Nel testo si legge infatti che “è proclamato eletto sindaco il candidato che ottiene il maggior numero di voti validi, a condizione che abbia conseguito almeno il 40 per cento dei voti validi. Qualora due candidati abbiano entrambi conseguito un risultato pari o superiore al 40 per cento dei voti validi, è proclamato eletto sindaco il candidato che abbia conseguito il maggior numero di voti validi. In caso di parità di voti, è proclamato eletto sindaco il candidato collegato con la lista o con il gruppo di liste per l’elezione del consiglio comunale che ha conseguito la maggiore cifra elettorale complessiva. A parità di cifra elettorale, è proclamato eletto sindaco il candidato più anziano di età”.
Per il capogruppo del Partito Democratico alla Camera, Francesco Boccia, quella della Lega sull’abolizione dei ballottaggi nei grandi Comuni “è una aberrazione, una provocazione, un colpo di mano inaccettabile contro leggi che hanno dimostrato di funzionare bene. È intollerabile che la Lega, per regolare conti interni alla maggioranza, giochi sulle regole della nostra democrazia. Il Dl Elezioni che doveva solo stabilire la data del voto è diventato un golpe al quale ci opporremo”.
Anche il governo contro il Carroccio
A riprova delle enormi tensioni nella maggioranza, anche il governo ha chiesto alla Lega di ritirare l’emendamento sulla cancellazione dei ballottaggi: il partito di Salvini dovrebbe trasformare l’emendamento in un ordine del giorno al decreto elezioni.

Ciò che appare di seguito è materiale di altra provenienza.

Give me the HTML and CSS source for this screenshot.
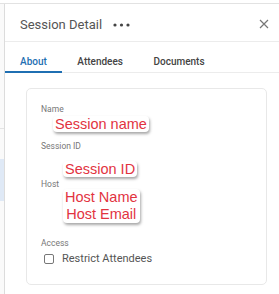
FILE: index.html
```html
<!DOCTYPE html>
<html lang="en">
<head>
    <meta charset="UTF-8">
    <meta name="viewport" content="width=device-width, initial-scale=1.0">
    <title>Session Detail</title>
    <link rel="stylesheet" href="styles.css">
</head>
<body>
    <div class="frame">
        <div class="side">
            <div class="side-gap"></div>
            <div class="side-row"></div>
            <div class="side-active"></div>
        </div>
        <div class="panel">
            <div class="header">
                <span class="title">Session Detail</span>
                <svg class="more" width="17" height="4" viewBox="0 0 17 4">
                    <circle cx="2" cy="2" r="1.6" fill="#444"/>
                    <circle cx="8.5" cy="2" r="1.6" fill="#444"/>
                    <circle cx="15" cy="2" r="1.6" fill="#444"/>
                </svg>
                <span class="close">
                    <svg width="10" height="10" viewBox="0 0 10 10">
                        <path d="M1 1 L9 9 M9 1 L1 9" stroke="#777" stroke-width="1.2" fill="none"/>
                    </svg>
                </span>
            </div>
            <div class="tabs">
                <div class="tab active">About</div>
                <div class="tab">Attendees</div>
                <div class="tab">Documents</div>
            </div>
            <div class="content">
                <div class="card">
                    <div class="label">Name</div>
                    <div class="note note-name">Session name</div>
                    <div class="label">Session ID</div>
                    <div class="note note-id">Session ID</div>
                    <div class="label">Host</div>
                    <div class="note note-host">Host Name<br>Host Email</div>
                    <div class="label">Access</div>
                    <label class="check">
                        <span class="box"></span>
                        Restrict Attendees
                    </label>
                </div>
            </div>
        </div>
    </div>
</body>
</html>
```

FILE: styles.css
```css
:root {
    --text-color: #555;
    --label-color: #777;
    --tab-blue: #1f6fb2;
    --note-red: #e2333f;
}

body {
    margin: 0;
    padding: 0;
    font-family: Roboto, 'Noto Sans', sans-serif;
    background: #fff;
    color: var(--text-color);
}

.frame {
    display: flex;
    height: 291px;
    border-top: 1px solid #e2e2e2;
    margin-top: 3px;
    box-sizing: border-box;
}

.side {
    width: 4px;
    border-right: 1px solid #dcdcdc;
    background: #fafafa;
    display: flex;
    flex-direction: column;
}

.side-gap {
    height: 124px;
}

.side-row {
    height: 30px;
    border-top: 1px solid #e4e4e4;
}

.side-active {
    height: 42px;
    background: #dfe9f6;
}

.panel {
    flex: 1;
    display: flex;
    flex-direction: column;
}

.header {
    display: flex;
    align-items: center;
    height: 38px;
    box-sizing: border-box;
    padding: 3px 10px 0 15px;
    border-bottom: 1px solid #ececec;
}

.title {
    font-size: 13px;
    color: #555;
}

.more {
    margin-left: 11px;
    margin-top: 1px;
}

.close {
    margin-left: auto;
    display: flex;
    align-items: center;
}

.tabs {
    display: flex;
    height: 30px;
    border-bottom: 1px solid #ececec;
    font-size: 10px;
    font-weight: 500;
}

.tab {
    display: flex;
    align-items: flex-end;
    padding: 0 15.5px 4px 15px;
    color: #444;
    border-bottom: 2px solid transparent;
    margin-bottom: -1px;
}

.tab.active {
    color: var(--tab-blue);
    border-bottom-color: var(--tab-blue);
}

.content {
    padding: 15px 12px 0 21px;
}

.card {
    border: 1px solid #e8e8e8;
    border-radius: 5px;
    height: 197px;
    box-sizing: border-box;
    padding: 15px 14px 0 14px;
    display: flex;
    flex-direction: column;
    align-items: flex-start;
}

.label {
    font-size: 8.5px;
    line-height: 10px;
    color: var(--label-color);
}

.note {
    color: var(--note-red);
    font-family: 'Liberation Sans', Arial, sans-serif;
    font-size: 14.5px;
    line-height: 16px;
    background: #fff;
    border-radius: 4px;
    box-shadow: 1px 2px 3px rgba(0, 0, 0, 0.35);
    padding: 0 2px;
}

.note-name {
    margin: 2px 0 9px 12px;
}

.note-id {
    margin: 10px 0 2px 22px;
}

.note-host {
    margin: 0 0 15px 22px;
    text-align: center;
    line-height: 17px;
}

.check {
    display: flex;
    align-items: center;
    gap: 8px;
    margin: 4px 0 0 3px;
    font-size: 11px;
    color: #555;
}

.box {
    width: 8px;
    height: 8px;
    border: 1.5px solid #777;
    border-radius: 2px;
}
```
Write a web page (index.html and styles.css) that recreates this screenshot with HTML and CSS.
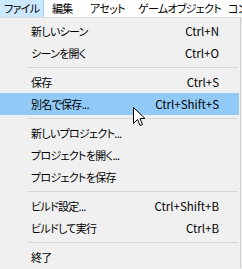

Richiesta accolta, come annunciato poi in Aula dal capogruppo del Carroccio Massimiliano Romeo: “Accogliamo l’invito alla trasformazione dell’emendamento in ordine del giorno – hale sue parole -, su questo tema possiamo comprendere che a due mesi dal voto sarebbe non corretto, quindi ci può stare. Per noi era importante porre la questione“. L’ordine del giorno è stato poi approvato dall’Aula del Senato con 81 sì, un voto contrario e nessun astenuto. “Questa volta è un ordine del giorno, la prossima volta, e lo diciamo al governo, l’emendamento lo terremo fino alla fine e lo metteremo ai voti“, ha annunciato però Romeo.